AuralFeatures

class ketos.audio.gammatone.AuralFeatures(data, filename=None, offset=0, label=None, annot=None, waveform_transform_log=None, **kwargs)[source]

Aural features computed with the aural-features package (https://pypi.org/project/aural-features/).

Args:
data: 1d numpy array

Feature values

filename: str

Name of the source audio file, if available.

offset: float

Position in seconds of the left edge of the audio segment within the source audio file, if available.

label: int

Label. Optional

annot: AnnotationHandler

AnnotationHandler object. Optional

Methods

from_wav(path[, filter_pad_samples, ...])

Compute aural features directly from wav file.

from_waveform(audio[, filter_pad_samples, ...])

Compute aural features from an instance of audio_signal.Waveform.

get_repres_attrs()

Get audio representation attributes

classmethod from_wav(path, filter_pad_samples=64, global_km_window_seconds=0.25, local_km_window_seconds=0.008, filter_n=100, filter_min_hz=50, channel=0, rate=None, offset=0, duration=None, resample_method='scipy', id=None, normalize_wav=False, waveform_transforms=None, **kwargs)[source]

Compute aural features directly from wav file.

The arguments offset and duration can be used to select a portion of the wav file.

Note that values specified for the arguments offset and duration may be subject to slight adjustments to ensure that the selected portion corresponds to an integer number of samples.

Args:
path: str

Path to wav file

filter_min: float

Min filter frequency in Hz

local_km_window: float

Length of local KM window in seconds

channel: int

Channel to read from. Only relevant for stereo recordings

rate: float

Desired sampling rate in Hz. If None, the original sampling rate will be used

offset: float

Start time of selection in seconds, relative the start of the wav file.

duration: float

Length of selection in seconds.

resample_method: str
Resampling method.

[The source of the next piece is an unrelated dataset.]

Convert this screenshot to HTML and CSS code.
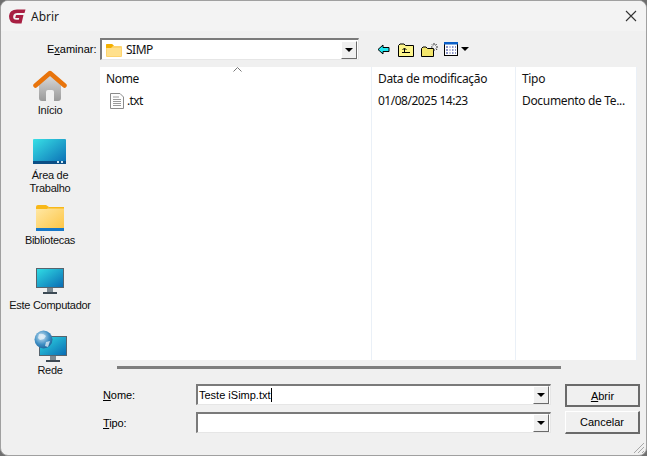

Only relevant if rate is specified. Options are
  • kaiser_best

  • kaiser_fast

  • scipy (default)

  • polyphase

See https://librosa.github.io/librosa/generated/librosa.core.resample.html for details on the individual methods.

id: str

Unique identifier (optional). If None, the filename will be used.

normalize_wav: bool

Normalize the waveform to have a mean of zero (mean=0) and a standard deviation of unity (std=1) before computing the spectrogram. Default is False.

waveform_transforms: list(dict)

List of dictionaries, where each dictionary specifies the name of a transformation to be applied to the waveform before generating the spectrogram. For example, {“name”:”add_gaussian_noise”, “sigma”:0.5}

Returns:
: AuralFeatures

Aural features

classmethod from_waveform(audio, filter_pad_samples=64, global_km_window_seconds=0.25, local_km_window_seconds=0.008, filter_n=100, filter_min_hz=50)[source]

Compute aural features from an instance of audio_signal.Waveform.

Args:
audio: Waveform

Audio signal

filter_pad_samples: int

Number of samples used for padding

global_km_window_seconds: float

Length of global KM window in seconds

local_km_window_seconds: float

Length of local KM window in seconds

filter_n: int

Number of filters

filter_min_hz: float

Min filter frequency in Hz

Returns:
: AuralFeatures

Aural features

get_repres_attrs()[source]

Get audio representation attributes